La riunione di ieri del Cospace (il comitato che riunisce istituzioni e industrie impegnate nello Spazio) è stato un buco nell’acqua per l’individuazione del livello di investimenti. Complice l’assenza pesante di Le Maire, che rischia di rimandare la definizione del piano proprio a settembre, quando mancheranno un paio di mesi alla ministeriale di Siviglia. Da qui, il pessimismo di Le Tribune: “Siamo infelicemente molto, molto lontani” da un accordo che definisca il peso di Parigi “all’Esa e, oltre, in Europa”. A dividere le parti c’è, come detto, un miliardo di euro. Per ora, si prevedono tre scenari di spesa: 3,1 miliardi, 2,8 o 2,1. In tutti i casi, si tratterebbe di nuovi investimenti pubblici destinati al settore. L’industria vorrebbe il massimo di impegno da parte dello Stato, mentre il ministero delle Finanze sarebbe al momento favorevole a quello minore, supportato nella linea dal vertice del dicastero dei Conti pubblici Gérald Darmanin.

L’INTERMEDIAZIONE DELLA VIDAL

A fare pressione sui colleghi potrebbe essere Frédérique Vidal, ministro dell’Insegnamento superiore, della ricerca e dell’innovazione. Considerata vicina agli interessi dell’industria, sarà lei a sedere a Siviglia vicino agli altri colleghi dell’Esa, e potrebbe avere più interessi degli altri ad arrivarci con una base programmatica di finanziamenti pubblici più pesante per il triennio a venire. In una recente intervista, la Vidal ha detto che “è normale che la Francia voglia avere un ruolo da protagonista nel contesto europeo”, soprattutto ora che “ci sono diverse nazioni spaziali importanti”, tra cui cita espressamente Germania e Italia.
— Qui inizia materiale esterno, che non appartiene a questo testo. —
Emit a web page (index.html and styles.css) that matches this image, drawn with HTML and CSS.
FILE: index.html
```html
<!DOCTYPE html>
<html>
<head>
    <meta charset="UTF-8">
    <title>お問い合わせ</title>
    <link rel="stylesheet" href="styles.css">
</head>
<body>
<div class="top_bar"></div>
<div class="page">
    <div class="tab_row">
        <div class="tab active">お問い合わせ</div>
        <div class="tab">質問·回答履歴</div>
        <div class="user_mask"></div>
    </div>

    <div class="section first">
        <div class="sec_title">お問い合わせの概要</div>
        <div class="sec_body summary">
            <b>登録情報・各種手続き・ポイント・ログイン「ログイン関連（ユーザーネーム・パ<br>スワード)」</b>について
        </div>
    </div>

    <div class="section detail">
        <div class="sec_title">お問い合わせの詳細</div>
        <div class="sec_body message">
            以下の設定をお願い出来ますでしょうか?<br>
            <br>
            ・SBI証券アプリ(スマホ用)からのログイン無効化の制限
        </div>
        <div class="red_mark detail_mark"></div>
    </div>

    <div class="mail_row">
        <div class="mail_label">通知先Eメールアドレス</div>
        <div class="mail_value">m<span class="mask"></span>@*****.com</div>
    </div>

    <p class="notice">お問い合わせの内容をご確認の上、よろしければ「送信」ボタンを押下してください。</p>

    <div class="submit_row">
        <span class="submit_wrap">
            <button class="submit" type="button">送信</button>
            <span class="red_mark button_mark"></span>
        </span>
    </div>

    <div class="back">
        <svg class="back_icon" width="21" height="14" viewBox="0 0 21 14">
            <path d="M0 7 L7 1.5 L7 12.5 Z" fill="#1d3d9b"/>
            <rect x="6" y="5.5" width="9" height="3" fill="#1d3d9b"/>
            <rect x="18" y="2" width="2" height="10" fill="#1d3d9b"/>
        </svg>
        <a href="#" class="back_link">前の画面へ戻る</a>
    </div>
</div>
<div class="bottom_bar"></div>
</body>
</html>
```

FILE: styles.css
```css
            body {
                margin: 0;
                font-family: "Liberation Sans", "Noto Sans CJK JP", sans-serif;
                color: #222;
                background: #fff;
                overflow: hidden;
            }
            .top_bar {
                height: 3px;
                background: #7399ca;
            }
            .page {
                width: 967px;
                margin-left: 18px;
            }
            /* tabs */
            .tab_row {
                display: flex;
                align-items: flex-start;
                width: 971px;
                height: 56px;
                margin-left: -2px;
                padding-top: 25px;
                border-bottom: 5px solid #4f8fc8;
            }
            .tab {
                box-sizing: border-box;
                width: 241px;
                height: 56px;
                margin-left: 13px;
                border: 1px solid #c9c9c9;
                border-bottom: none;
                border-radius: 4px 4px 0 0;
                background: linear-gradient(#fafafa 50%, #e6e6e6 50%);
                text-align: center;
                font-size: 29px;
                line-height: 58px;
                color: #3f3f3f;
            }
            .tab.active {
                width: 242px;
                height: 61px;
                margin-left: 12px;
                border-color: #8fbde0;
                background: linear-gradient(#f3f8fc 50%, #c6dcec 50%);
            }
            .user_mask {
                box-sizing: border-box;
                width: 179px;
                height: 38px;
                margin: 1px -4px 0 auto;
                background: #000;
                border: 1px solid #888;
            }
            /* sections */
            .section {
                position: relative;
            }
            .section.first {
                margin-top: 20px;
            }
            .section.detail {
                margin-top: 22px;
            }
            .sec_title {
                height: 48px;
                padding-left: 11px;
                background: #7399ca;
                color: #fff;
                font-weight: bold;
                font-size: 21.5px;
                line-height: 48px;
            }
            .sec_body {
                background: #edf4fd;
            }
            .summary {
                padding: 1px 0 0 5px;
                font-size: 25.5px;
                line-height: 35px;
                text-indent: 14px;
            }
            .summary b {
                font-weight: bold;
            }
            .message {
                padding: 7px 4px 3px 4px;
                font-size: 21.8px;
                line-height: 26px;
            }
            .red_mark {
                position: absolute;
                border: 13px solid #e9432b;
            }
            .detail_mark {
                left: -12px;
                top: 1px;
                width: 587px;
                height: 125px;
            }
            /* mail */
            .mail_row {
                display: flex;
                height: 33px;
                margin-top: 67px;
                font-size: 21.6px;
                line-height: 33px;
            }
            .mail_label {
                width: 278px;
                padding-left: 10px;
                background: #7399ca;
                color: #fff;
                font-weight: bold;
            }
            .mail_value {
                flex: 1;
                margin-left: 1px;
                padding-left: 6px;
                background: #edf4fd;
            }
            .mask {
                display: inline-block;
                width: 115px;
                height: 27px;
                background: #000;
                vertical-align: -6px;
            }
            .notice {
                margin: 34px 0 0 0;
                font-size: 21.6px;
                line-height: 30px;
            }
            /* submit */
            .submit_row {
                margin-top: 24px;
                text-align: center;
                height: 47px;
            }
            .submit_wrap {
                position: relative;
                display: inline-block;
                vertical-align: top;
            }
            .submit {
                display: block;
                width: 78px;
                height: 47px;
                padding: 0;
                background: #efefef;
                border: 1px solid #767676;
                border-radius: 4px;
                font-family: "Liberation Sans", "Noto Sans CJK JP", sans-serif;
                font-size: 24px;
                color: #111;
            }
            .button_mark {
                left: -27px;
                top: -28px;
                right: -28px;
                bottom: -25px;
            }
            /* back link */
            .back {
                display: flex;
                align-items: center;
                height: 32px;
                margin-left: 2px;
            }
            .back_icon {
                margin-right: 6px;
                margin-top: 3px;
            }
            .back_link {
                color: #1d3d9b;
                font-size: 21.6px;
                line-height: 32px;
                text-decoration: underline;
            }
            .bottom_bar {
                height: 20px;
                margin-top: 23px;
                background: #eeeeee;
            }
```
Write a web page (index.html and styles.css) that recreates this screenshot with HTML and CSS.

UNA QUESTIONE DI RICERCA E SVILUPPO

Il punto degli industriali è che 2,1 miliardi sono quelli già previsti dall’attuale pianificazione. Se venissero confermati, fanno sapere, si tradurrebbero in risorse aggiuntive pari a soli 100 milioni di euro per i programmi di ricerca e sviluppo. D’altra parte, spiega Le Tribune, ci sono da coprire le spese per proseguire i progetti già avviati, nonché da colmare il debito che il Cnes ha maturato nei confronti dell’Esa per la logica del sovra-ritorno. Il resto andrebbe al lanciatore transalpino Ariane 6 e ai programmi satellitari, lasciando poche risorse alle novità.

VERSO LO SPAZIO EUROPEO

A prescindere dai miliardi, il dibattito testimonia l’esigenza per l’Italia di guardare con attenzione le manovre dei partner nel Vecchio continente. Oltre all’Esa, le risorse per lo Spazio arriveranno copiose dall’Unione europea, con Bruxelles pronta a mettere sul piatto 16 miliardi di euro per il prossimo quadro finanziario 2021-2027. Circa 9,7 miliardi andranno a Galileo ed Egnos, le infrastrutture satellitari per navigazione e puntamento, il cui obiettivo resta l’affrancamento dal sistema americano Gps. Per il sistema europeo di osservazione della Terra, Copernicus, si prevedono invece 5,8 miliardi, mentre 500 milioni dovranno essere destinati allo sviluppo di “nuovi componenti di sicurezza”, a partire dalla Space situational awareness (Ssa).

RIFLESSIONE SULL’ITALIA

In tal senso, la discussione oltre le Alpi fa riflettere, soprattutto per il livello di ambizione che Parigi continua a mantenere e su cui nessuno dei protagonisti del dibattito si trova in disaccordo. Come per la Difesa, all’ambizione transalpina corrisponde infatti una programmazione di lungo periodo e soprattutto un massiccio piano di investimenti pubblici. Sono proprio questi ultimi a latitare troppo spesso nel nostro Paese, che invece ne avrebbe bisogno per poter tradurre in maggior peso politico e strategico le tante eccellenze del settore. Tra l’altro, l’occasione ci sarebbe. L’Italia può infatti vantare da oltre un anno una governance innovativa, che ha ridato omogeneità e coordinamento alla politica nazionale mettendola nelle mani del presidente del Consiglio, supportato per questo da un apposito Comitato interministeriale. Da qui sono usciti lo scorso marzo gli Indirizzi di governo in materia spaziale e aerospaziale, prima tappa verso la definizione del Documento strategico di politica spaziale nazionale (il Dspsn) e del conseguente piano operativo denominato Documento di visione strategica per lo spazio (il Dvss). Ora c’è da rilanciare l’azione. L’occasione potrebbe arrivare dalle Camere, magari attraverso un nuovo Intergruppo parlamentare per lo Spazio.